Workplace Communications in a Hybrid Age
"In the hybrid work environment, there’s no such thing as over-communicating."
– Andy Freed, CEO, Virtual, Inc.
In this episode of 5 Minutes with Andy, Virtual, Inc. CEO Andy Freed provides practical insights for leaders on navigating communication in today’s hybrid workplace and building trust across in-office and remote teams.
Andy discusses:
- Why regular face-to-face interactions still matter.
- How leaders can adapt communication styles to overcome technology’s limitations.
- The importance of empathy and “over-communicating” in a hybrid setting.
Tune in for tips on how to make meaningful connections with your team and communicate with impact, no matter where your employees are located.
Andy Freed (00:12 – 5:50)
Hello and welcome to Five Minutes with Andy. My name is Andy Freed. I'm the CEO of Virtual Incorporated. For the last 25 years, Virtual Incorporated has been helping associations, standards bodies and consortia make their mark on the world. Today, we're going to spend five minutes talking a bit about communications and specifically, communications in the hybrid age. Over the last four years, we've had a dramatic change in the workforce. You might not have noticed, but there was some kind of a pandemic a few years ago and that changed the way people work.
Now at Virtual, we named the company years ago, in part because we believed in telework. So, none of this teleworking and hybrid communications and hybrid work style was new to us, but it certainly has changed in the last few years and changed the way that organizations need to communicate. There's a few things that we'd recommend as best practices. And a few things that I would recommend as you work forward with your organizations on this.
First is to remember more than anything that as a leader, you need to build trust and relationships amongst your team. Now, there aren't that many trusted relationships that I've built in my life purely over the phone and purely over Teams. So, some level of face to face is always valuable. Even if it's just getting people together once a year to meet each other and get a face for a name, find out how tall they are and just connect. It's really important from time to time to value that connection point and recognize that face-to-face communication has been how we've built relationships over the last thousands of years of humanity, and it still is today.
Why is that? Well, in part because one of the things that's so important on building trust and relationships are things like eye contact. I don't know if you've noticed, but you can't make eye contact on Teams or Zoom. You can look at the camera, you can look at the screen, you can't do both at the same time. So, getting people together is important. If you can't do that, spend some time just on the human side of things. Something we've lost in online meetings is the five minutes before the meeting. When you get together face to face, people spend five minutes on niceties and pleasantries on things like how's your family? How was your weekend? Where are you from? Often when we're connecting in a hybrid way, we skip that thinking that we're going to get right down to business. But the reality is building trust and building that relationship means that the business goes faster.

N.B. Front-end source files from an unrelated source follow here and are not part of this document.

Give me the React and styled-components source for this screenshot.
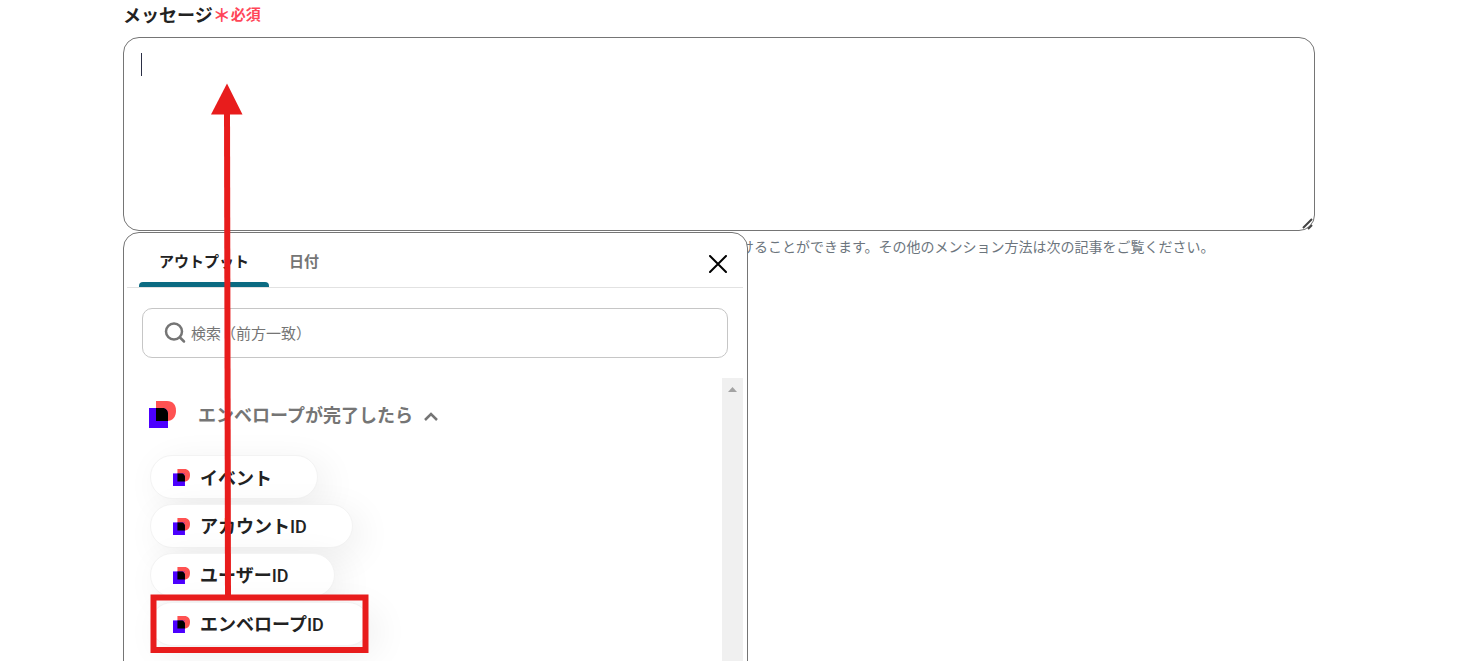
import React from "react";
import styled, { createGlobalStyle } from "styled-components";

const GlobalStyle = createGlobalStyle`
  * {
    box-sizing: border-box;
  }

  body {
    margin: 0;
    background: #fff;
    color: #222;
    font-family: "Noto Sans CJK JP", "Noto Sans", sans-serif;
    overflow: hidden;
  }

  button, input, textarea {
    font-family: inherit;
  }
`;

const Page = styled.main`
  height: 100vh;
  padding: 0 150px 0 123px;
  overflow: hidden;
`;

const Field = styled.div`
  position: relative;
`;

const LabelRow = styled.div`
  display: flex;
  align-items: center;
  height: 28px;
  margin-bottom: 9px;
`;

const Label = styled.label`
  font-size: 18px;
  font-weight: 700;
  line-height: 28px;
`;

const Required = styled.span`
  display: flex;
  color: #ff4658;
  font-size: 15px;
  font-weight: 700;
  line-height: 30px;
`;

const Star = styled.span`
  font-size: 18px;
`;

const Message = styled.textarea`
  display: block;
  width: 100%;
  height: 194px;
  padding: 14px 18px;
  border: 1px solid #757575;
  border-radius: 16px;
  background: #fff;
  font-size: 16px;
  outline: none;
  resize: none;
`;

// Text cursor at the start of the empty message
const Caret = styled.span`
  position: absolute;
  top: 53px;
  left: 18px;
  width: 1px;
  height: 23px;
  background: #2b2f45;
`;

const ResizeGrip = styled.svg`
  position: absolute;
  top: 218px;
  right: 1px;
  pointer-events: none;
`;

const Hint = styled.p`
  margin: 5px 0 0;
  padding-left: 617px;
  color: #6c757d;
  font-size: 14px;
  line-height: 20px;
  white-space: nowrap;
`;

const Picker = styled.section`
  position: absolute;
  top: 232px;
  left: 0;
  width: 625px;
  padding: 0 4px 0 3px;
  border: 1px solid #757575;
  border-radius: 16px;
  background: #fff;
`;

const PickerHeader = styled.div`
  display: flex;
  justify-content: space-between;
  height: 55px;
  padding: 0 11px 0 12px;
  border-bottom: 1px solid #e2e2e2;
`;

const Tabs = styled.div`
  display: flex;
`;

const Tab = styled.button`
  display: flex;
  flex-direction: column;
  justify-content: space-between;
  height: 54px;
  padding: 18px 0 0;
  border: 0;
  background: none;
  color: ${props => props.$active ? "#222" : "#757575"};
  font-size: 15px;
  font-weight: 700;
  line-height: 20px;

  span {
    padding: 0 20px;
  }

  &::after {
    content: "";
    align-self: stretch;
    height: 5px;
    border-radius: 4px 4px 0 0;
    background: ${props => props.$active ? "#0b6b82" : "none"};
  }
`;

const CloseButton = styled.button`
  display: flex;
  align-items: center;
  justify-content: center;
  align-self: center;
  width: 28px;
  height: 28px;
  margin-top: 7px;
  padding: 0;
  border: 0;
  background: none;
`;

const SearchBox = styled.label`
  display: flex;
  align-items: center;
  gap: 4px;
  height: 50px;
  margin: 20px 15px;
  padding: 0 20px;
  border: 1px solid #c6c6c6;
  border-radius: 10px;
`;

const SearchInput = styled.input`
  flex: 1;
  height: 24px;
  padding: 0 0 2px;
  border: 0;
  background: none;
  font-size: 15px;
  outline: none;

  &::placeholder {
    color: #757575;
    opacity: 1;
  }
`;

const ListArea = styled.div`
  display: flex;
  height: 360px;
  overflow: hidden;
`;

const List = styled.div`
  flex: 1;
  padding: 13px 22px 0;
  overflow: hidden;
`;

const ScrollTrack = styled.div`
  display: flex;
  justify-content: center;
  width: 21px;
  padding-top: 9px;
  background: #f0f0f0;
`;

const GroupButton = styled.button`
  display: flex;
  align-items: center;
  gap: 11px;
  height: 46px;
  padding: 0;
  border: 0;
  background: none;
  color: #757575;
  font-size: 18px;
  font-weight: 700;
  line-height: 26px;

  > svg {
    margin-top: 5px;
  }
`;

const GroupTitle = styled.span`
  display: flex;
  align-items: center;
  gap: 22px;
`;

const Chips = styled.div`
  display: flex;
  flex-direction: column;
  align-items: flex-start;
  gap: 5px;
  padding: 18px 0 0 1px;
`;

const Chip = styled.button`
  display: flex;
  align-items: center;
  gap: 10px;
  height: 44px;
  padding: 0 45px 0 22px;
  border: 1px solid #f3f3f3;
  border-radius: 22px;
  background: #fff;
  box-shadow: 8px 8px 36px rgba(0, 0, 0, 0.07);
  color: #222;
  font-size: 18px;
  font-weight: 700;
  line-height: 26px;
`;

const Latin = styled.span`
  font-family: Roboto, sans-serif;
  font-weight: 500;
`;

// Red guide drawn over the form, from the chip up to the message box
const Guide = styled.svg`
  position: absolute;
  top: 83px;
  left: 27px;
  pointer-events: none;
`;

function Logo({ size }) {
  return (
    <svg width={size} height={size} viewBox="0 0 27 27" aria-hidden="true">
      <path d="M7 0h11c6 0 9 4 9 9.500C27 15.500 24 20 18 20H7z" fill="#ff5252" />
      <path d="M0 7h19v20H0z" fill="#4c00ff" />
      <path d="M7 7h8c2.500 1 4 2.500 4 5v8H7z" fill="#000" />
      <path d="M15 7h4v5c0-2.500-1.500-4-4-5z" fill="#ff5252" />
    </svg>
  );
}

const chips = [
  { name: "イベント" },
  { name: "アカウント", suffix: "ID" },
  { name: "ユーザー", suffix: "ID" },
  { name: "エンベロープ", suffix: "ID" },
];

export default function App() {
  return (
    <Page>
      <GlobalStyle />
      <Field>
        <LabelRow>
          <Label htmlFor="message">メッセージ</Label>
          <Required>
            <Star>＊</Star>
            <span>必須</span>
          </Required>
        </LabelRow>
        <Message id="message" />
        <Caret />
        <ResizeGrip width="12" height="12" viewBox="0 0 12 12" stroke="#444" strokeWidth="2" aria-hidden="true">
          <path d="M1 10l9-9M6 11l4-4" />
        </ResizeGrip>
        <Hint>けることができます。その他のメンション方法は次の記事をご覧ください。</Hint>

        <Picker>
          <PickerHeader>
            <Tabs role="tablist">
              <Tab role="tab" aria-selected="true" $active><span>アウトプット</span></Tab>
              <Tab role="tab" aria-selected="false"><span>日付</span></Tab>
            </Tabs>
            <CloseButton aria-label="閉じる">
              <svg width="18" height="18" viewBox="0 0 18 18" stroke="#000" strokeWidth="2" strokeLinecap="round">
                <path d="M1 1l16 16M17 1L1 17" />
              </svg>
            </CloseButton>
          </PickerHeader>

          <SearchBox>
            <svg width="24" height="24" viewBox="0 0 24 24" fill="none" stroke="#757575" strokeWidth="2.500" strokeLinecap="round">
              <circle cx="11" cy="10.500" r="8" />
              <path d="M17 16.500l4 4" />
            </svg>
            <SearchInput type="text" placeholder="検索（前方一致）" aria-label="検索" />
          </SearchBox>

          <ListArea>
            <List>
              <GroupButton aria-expanded="true">
                <GroupTitle>
                  <Logo size={27} />
                  エンベロープが完了したら
                </GroupTitle>
                <svg width="14" height="9" viewBox="0 0 14 9" fill="none" stroke="#757575" strokeWidth="2.500">
                  <path d="M1 8l6-6 6 6" />
                </svg>
              </GroupButton>
              <Chips>
                {chips.map(chip => (
                  <Chip key={chip.name}>
                    <Logo size={17} />
                    <span>
                      {chip.name}
                      {chip.suffix && <Latin>{chip.suffix}</Latin>}
                    </span>
                  </Chip>
                ))}
              </Chips>
            </List>
            <ScrollTrack>
              <svg width="9" height="5" viewBox="0 0 9 5">
                <path d="M0 5L4.500 0 9 5z" fill="#a3a3a3" />
              </svg>
            </ScrollTrack>
          </ListArea>
        </Picker>

        <Guide width="219" height="571" viewBox="0 0 219 571" aria-hidden="true">
          <path d="M77 0.500l15.500 31H61z" fill="#e81c1c" />
          <path d="M77 28L78 512" stroke="#e81c1c" strokeWidth="6" />
          <rect x="3.500" y="514.500" width="212" height="52.500" fill="none" stroke="#e81c1c" strokeWidth="6" />
        </Guide>
      </Field>
    </Page>
  );
}
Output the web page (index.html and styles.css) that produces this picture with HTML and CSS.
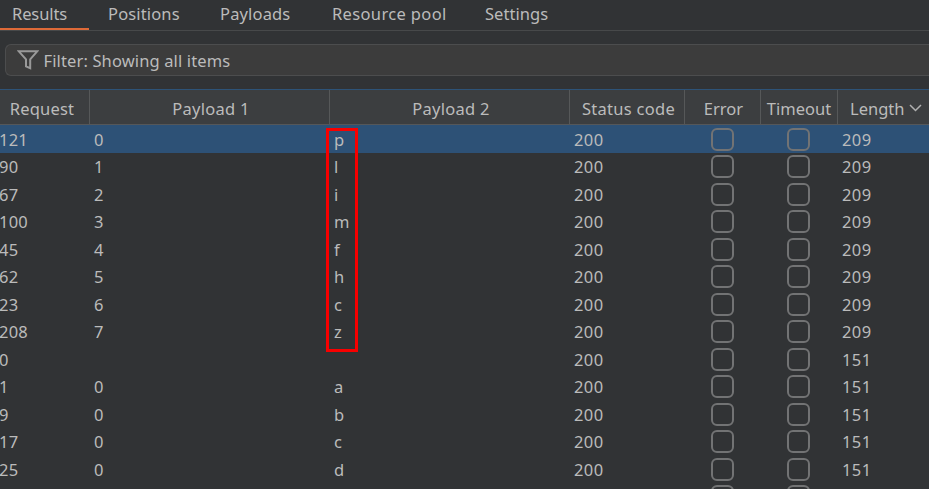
FILE: index.html
```html
<!DOCTYPE html>
<html lang="en">
<head>
<meta charset="utf-8">
<title>Results</title>
<link rel="stylesheet" href="styles.css">
</head>
<body>
<nav class="tabs">
<span class="tab active"><span class="w-results">Results</span></span>
<span class="tab"><span class="w-positions">Positions</span></span>
<span class="tab"><span class="w-payloads">Payloads</span></span>
<span class="tab"><span class="w-pool">Resource pool</span></span>
<span class="tab"><span class="w-settings">Settings</span></span>
</nav>
<div class="filter">
<svg class="funnel" width="22" height="20" viewBox="0 0 22 20"><path d="M1.8 1.3H20.2L13.2 9.3V18.2L9 16.4V9.3Z"/></svg>
<span class="filter-text">Filter: Showing all items</span>
</div>
<main class="table">
<div class="head">
<span>Request</span><span class="wide">Payload 1</span><span class="wide">Payload 2</span><span class="wide">Status code</span><span class="error">Error</span><span>Timeout</span>
<span class="sorted">Length<svg class="chevron" width="13" height="8" viewBox="0 0 13 8"><path d="M1 1L6.5 6.5L12 1"/></svg></span>
</div>
<div class="rows">
<div class="row selected"><span>121</span><span>0</span><span>p</span><span>200</span><i></i><i></i><span>209</span></div>
<div class="row"><span>90</span><span>1</span><span>l</span><span>200</span><i></i><i></i><span>209</span></div>
<div class="row"><span>67</span><span>2</span><span>i</span><span>200</span><i></i><i></i><span>209</span></div>
<div class="row"><span>100</span><span>3</span><span>m</span><span>200</span><i></i><i></i><span>209</span></div>
<div class="row"><span>45</span><span>4</span><span>f</span><span>200</span><i></i><i></i><span>209</span></div>
<div class="row"><span>62</span><span>5</span><span>h</span><span>200</span><i></i><i></i><span>209</span></div>
<div class="row"><span>23</span><span>6</span><span>c</span><span>200</span><i></i><i></i><span>209</span></div>
<div class="row"><span>208</span><span>7</span><span>z</span><span>200</span><i></i><i></i><span>209</span></div>
<div class="row"><span>0</span><span></span><span></span><span>200</span><i></i><i></i><span>151</span></div>
<div class="row"><span>1</span><span>0</span><span>a</span><span>200</span><i></i><i></i><span>151</span></div>
<div class="row"><span>9</span><span>0</span><span>b</span><span>200</span><i></i><i></i><span>151</span></div>
<div class="row"><span>17</span><span>0</span><span>c</span><span>200</span><i></i><i></i><span>151</span></div>
<div class="row"><span>25</span><span>0</span><span>d</span><span>200</span><i></i><i></i><span>151</span></div>
<div class="row"><span></span><span></span><span></span><span></span><i></i><i></i><span></span></div>
</div>
<div class="highlight"></div>
</main>
</body>
</html>
```
FILE: styles.css
```css
* { box-sizing: border-box; }
body {
  margin: 0;
  width: 929px;
  height: 489px;
  overflow: hidden;
  background: #313335;
  color: #bbbbbb;
  font: 16.5px/24px "Noto Sans", "Open Sans", sans-serif;
}
.tabs {
  display: flex;
  height: 31px;
  border-bottom: 1px solid #47494a;
  white-space: nowrap;
}
.tab {
  height: 30px;
  padding: 2px 0 0 19px;
  margin-right: 22px;
}
.tab > span { display: block; }
.tab.active {
  width: 89px;
  padding-left: 12px;
  margin-right: 0;
  border-bottom: 2px solid #de6a38;
}
.w-results { letter-spacing: -.1px; }
.w-positions { width: 71px; letter-spacing: .15px; }
.w-payloads { width: 71px; letter-spacing: .15px; }
.w-pool { width: 112px; letter-spacing: .35px; }
.w-settings { letter-spacing: .05px; }
.filter {
  display: flex;
  align-items: center;
  height: 32px;
  margin: 13px 0 0 5px;
  padding-left: 11px;
  border: 1px solid #4c4d4e;
  border-right: 0;
  border-radius: 6px 0 0 6px;
  background: #3c3c3c;
}
.funnel { fill: none; stroke: #999; stroke-width: 2; }
.filter-text { margin: 2px 0 0 4.5px; letter-spacing: .13px; }
.table { position: relative; margin-top: 13px; }
.head, .row {
  display: grid;
  grid-template-columns: 90px 240px 240px 115px 76px 77px 91px;
}
.head {
  height: 36px;
  border-top: 1px solid #2d5378;
  border-bottom: 1px solid #555759;
  background: #3c3e40;
  white-space: nowrap;
}
.head span {
  display: flex;
  justify-content: center;
  padding-top: 7px;
  border-right: 1px solid #565859;
}
.head .wide { padding-left: 3px; letter-spacing: .28px; }
.head .error { padding-left: 2px; }
.head span:first-child { padding-right: 5px; letter-spacing: .2px; }
.head .sorted {
  justify-content: flex-start;
  padding-left: 12px;
  border: 0;
}
.chevron {
  margin: 7px 0 0 5px;
  fill: none;
  stroke: #b0b0b0;
  stroke-width: 1.5;
}
.row { height: 27.5px; align-items: center; }
.row span { padding: 1px 0 0 4px; letter-spacing: .4px; height: 24px; }
.row span:first-child { padding-left: 0; margin-left: -1px; letter-spacing: .2px; }
.row.selected { background: #2d5176; }
.row i {
  width: 23px;
  height: 23px;
  margin: .5px 0 0 26px;
  border: 2px solid #727374;
  border-radius: 6px;
}
.highlight {
  position: absolute;
  left: 326px;
  top: 39px;
  width: 32px;
  height: 224px;
  border: 3px solid #f80000;
}
```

As we use technology, we also have to remember things like email and its limitations. Email is a great way to connect, but email also has no tone. Punctuation can make a big difference in email. Let's remember that difference between “Let’s eat Grandma!” and “Let’s eat Grandma”. Those are two very different things that you can only convey by really talking to somebody. Now, one of those might save grandma's life. So, it's really important that we connect and we understand the limitations on the communications tools that we have.
As you're leveraging technology, also remember things like video are so important. One of the things that was phenomenal in the early stage of the pandemic, as we used video, is it actually started to build trust because we were having a window into one another's homes and a window into people's true environments and that built trust. Now, of course, people then decided, I don't like this window. They started adding backgrounds. They started doing things that obscured where they were. Studies have shown that some of these backgrounds actually diminish trust and diminish people's ability to communicate because right away, you're putting yourself on a false front. You're creating something that's not true for folks.
As you're doing this and as you're communicating in a hybrid space, also remember that it's really important to have a sense of empathy that the people on the other side of the communication, well, they're people, they're not just boxes on Teams. And one of the things that I've seen that's been challenging is people have been more isolated than ever. That should come as no surprise as we've literally put ourselves into different boxes on the screen that we're no longer seeing ourselves as together.
All of this means that the same aphorism is always true, that you need to overcommunicate and over process the messages that you're sending out to folks. It's been said that the biggest illusion on communication is the illusion that has been accomplished. The reality is you're only communicating when the other person has heard the message, not when you've just said it. That can be harder to pick up in a hybrid environment but it's so, so important and important that you're able to have those moments to connect with each other.
Hybrid work isn't going away. We're not all going back to how it was and that's fine. Technology over time has been able to bring people together from across the world, but it's important as we do that, we recognize its limitations and how to use it best. Thanks for joining. Talk to you again soon.